* EXERCISE
Give the data again exactly as written, skipping any pictures.
----------
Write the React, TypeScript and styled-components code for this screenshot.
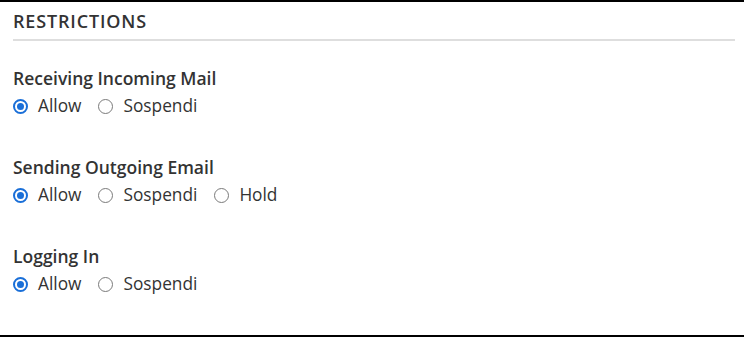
import styled, { createGlobalStyle } from "styled-components";

const GlobalStyle = createGlobalStyle`
  html, body {
    margin: 0;
    padding: 0;
    background: #fff;
  }
  * {
    box-sizing: border-box;
  }
`;

const Panel = styled.div`
  width: 744px;
  height: 337px;
  border-top: 2px solid #000;
  border-bottom: 2px solid #000;
  padding: 7px 9px 0 13px;
  font-family: "Open Sans", "Noto Sans", sans-serif;
  color: #333;
`;

const Heading = styled.h2`
  margin: 0;
  padding-bottom: 6px;
  border-bottom: 2px solid #dedede;
  font-size: 18px;
  line-height: 24px;
  font-weight: 600;
  letter-spacing: 0.85px;
  color: #333;
`;

const Groups = styled.div`
  display: flex;
  flex-direction: column;
  gap: 38px;
  padding-top: 26px;
`;

const Group = styled.fieldset`
  margin: 0;
  padding: 0;
  border: none;
  display: flex;
  flex-direction: column;
  gap: 5px;
`;

const Label = styled.legend`
  padding: 0;
  margin-bottom: 5px;
  font-size: 17.5px;
  line-height: 22px;
  font-weight: 600;
  color: #333;
`;

const Options = styled.div`
  display: flex;
  align-items: center;
  gap: 17px;
  height: 24px;
`;

const Option = styled.label`
  display: flex;
  align-items: center;
  gap: 10px;
  font-size: 17.3px;
  line-height: 24px;
  color: #333;
  cursor: pointer;
`;

const Radio = styled.input.attrs({ type: "radio" })`
  appearance: none;
  flex: none;
  margin: 0;
  width: 15px;
  height: 15px;
  border-radius: 50%;
  border: 1.5px solid #7a7a7a;
  background: #fff;
  display: grid;
  place-items: center;

  &:checked {
    border: 2px solid #1a6fd8;
  }

  &:checked::after {
    content: "";
    width: 7px;
    height: 7px;
    border-radius: 50%;
    background: #1a6fd8;
  }
`;

const restrictions = [
  { name: "incoming", label: "Receiving Incoming Mail", options: ["Allow", "Sospendi"] },
  { name: "outgoing", label: "Sending Outgoing Email", options: ["Allow", "Sospendi", "Hold"] },
  { name: "login", label: "Logging In", options: ["Allow", "Sospendi"] },
];

export default function App() {
  return (
    <>
      <GlobalStyle />
      <Panel>
        <Heading>RESTRICTIONS</Heading>
        <Groups>
          {restrictions.map((r) => (
            <Group key={r.name}>
              <Label>{r.label}</Label>
              <Options>
                {r.options.map((o, idx) => (
                  <Option key={o}>
                    <Radio name={r.name} defaultChecked={idx === 0} />
                    {o}
                  </Option>
                ))}
              </Options>
            </Group>
          ))}
        </Groups>
      </Panel>
    </>
  );
}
----------
* SOLUTION TO THIS PROBLEM
Write the React, TypeScript and styled-components code for this screenshot.
import styled, { createGlobalStyle } from "styled-components";

const GlobalStyle = createGlobalStyle`
  html, body {
    margin: 0;
    padding: 0;
    background: #fff;
  }
  * {
    box-sizing: border-box;
  }
`;

const Panel = styled.div`
  width: 744px;
  height: 337px;
  border-top: 2px solid #000;
  border-bottom: 2px solid #000;
  padding: 7px 9px 0 13px;
  font-family: "Open Sans", "Noto Sans", sans-serif;
  color: #333;
`;

const Heading = styled.h2`
  margin: 0;
  padding-bottom: 6px;
  border-bottom: 2px solid #dedede;
  font-size: 18px;
  line-height: 24px;
  font-weight: 600;
  letter-spacing: 0.85px;
  color: #333;
`;

const Groups = styled.div`
  display: flex;
  flex-direction: column;
  gap: 38px;
  padding-top: 26px;
`;

const Group = styled.fieldset`
  margin: 0;
  padding: 0;
  border: none;
  display: flex;
  flex-direction: column;
  gap: 5px;
`;

const Label = styled.legend`
  padding: 0;
  margin-bottom: 5px;
  font-size: 17.5px;
  line-height: 22px;
  font-weight: 600;
  color: #333;
`;

const Options = styled.div`
  display: flex;
  align-items: center;
  gap: 17px;
  height: 24px;
`;

const Option = styled.label`
  display: flex;
  align-items: center;
  gap: 10px;
  font-size: 17.3px;
  line-height: 24px;
  color: #333;
  cursor: pointer;
`;

const Radio = styled.input.attrs({ type: "radio" })`
  appearance: none;
  flex: none;
  margin: 0;
  width: 15px;
  height: 15px;
  border-radius: 50%;
  border: 1.5px solid #7a7a7a;
  background: #fff;
  display: grid;
  place-items: center;

  &:checked {
    border: 2px solid #1a6fd8;
  }

  &:checked::after {
    content: "";
    width: 7px;
    height: 7px;
    border-radius: 50%;
    background: #1a6fd8;
  }
`;

const restrictions = [
  { name: "incoming", label: "Receiving Incoming Mail", options: ["Allow", "Sospendi"] },
  { name: "outgoing", label: "Sending Outgoing Email", options: ["Allow", "Sospendi", "Hold"] },
  { name: "login", label: "Logging In", options: ["Allow", "Sospendi"] },
];

export default function App() {
  return (
    <>
      <GlobalStyle />
      <Panel>
        <Heading>RESTRICTIONS</Heading>
        <Groups>
          {restrictions.map((r) => (
            <Group key={r.name}>
              <Label>{r.label}</Label>
              <Options>
                {r.options.map((o, idx) => (
                  <Option key={o}>
                    <Radio name={r.name} defaultChecked={idx === 0} />
                    {o}
                  </Option>
                ))}
              </Options>
            </Group>
          ))}
        </Groups>
      </Panel>
    </>
  );
}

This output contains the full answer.